Sebenarnya saya rada malas membahas ini. Selain mungkin termasuk rada ‘sensitif’ bagi beberapa orang (karena perkara tradisi kebudayaan), saya juga bukan yang pertama kali menyinggung-nyinggung soal ini.
            Singkat cerita, apa itu tradisi ‘langkahan’? Yah, bayangkan Anda yang masih lajang, namun adik Anda sudah mau menikah. Biasanya ada sejenis upacara ritual sebagai formalitas dimana si adik akan ‘meminta restu’ sang kakak untuk menikah duluan. Selain itu (katanya, nih!), demi kelancaran pernikahan si adik, sang kakak berhak meminta apa pun sebagai bagian dari tradisi tersebut – dan si adik harus menyanggupi, bagaimana pun caranya.
            Terdengar menyenangkan bagi sang kakak? Terdengar ribet bagi si adik? Apalagi bila sang kakak lantas langsung aji mumpung – meminta yang ‘macam-macam’, kalau bisa yang paling mahal sekalian. Kapan lagi bisa dapat barang gratisan? Hitung-hitung sekalian mem-bully si adik yang mau menikah duluan.

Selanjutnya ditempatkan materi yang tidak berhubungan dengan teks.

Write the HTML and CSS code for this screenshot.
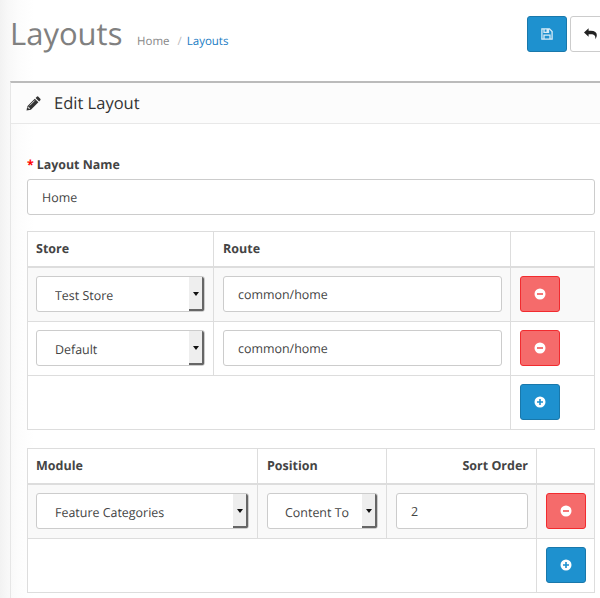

            Bila si adik tidak sanggup? Tergantung kebesaran hati sang kakak, mau merestui atau tidak. (Kalau memang restu sih, harusnya dari awal tidak sampai minta yang ‘aneh-aneh’, hehehe!)
            Kalau ternyata sang kakak tidak rela, bahkan ngotot agar keinginannya segera dipenuhi – entah bagaimana caranya? Yah, alamat rencana pernikahan si adik jadi tertunda...atau malah sampai terancam batal. (Hiiih!) Seberapa lama? Yah, lagi-lagi tergantung – bisa barang setahun atau dua. (Bahkan ada yang cukup ‘sadis’ hingga memakan waktu lebih lama dari itu, hanya gara-gara jodoh sang kakak tak kunjung tiba. Pokoknya nggak peduli, selama sang kakak menikah duluan – sesuai urutan kelahiran!)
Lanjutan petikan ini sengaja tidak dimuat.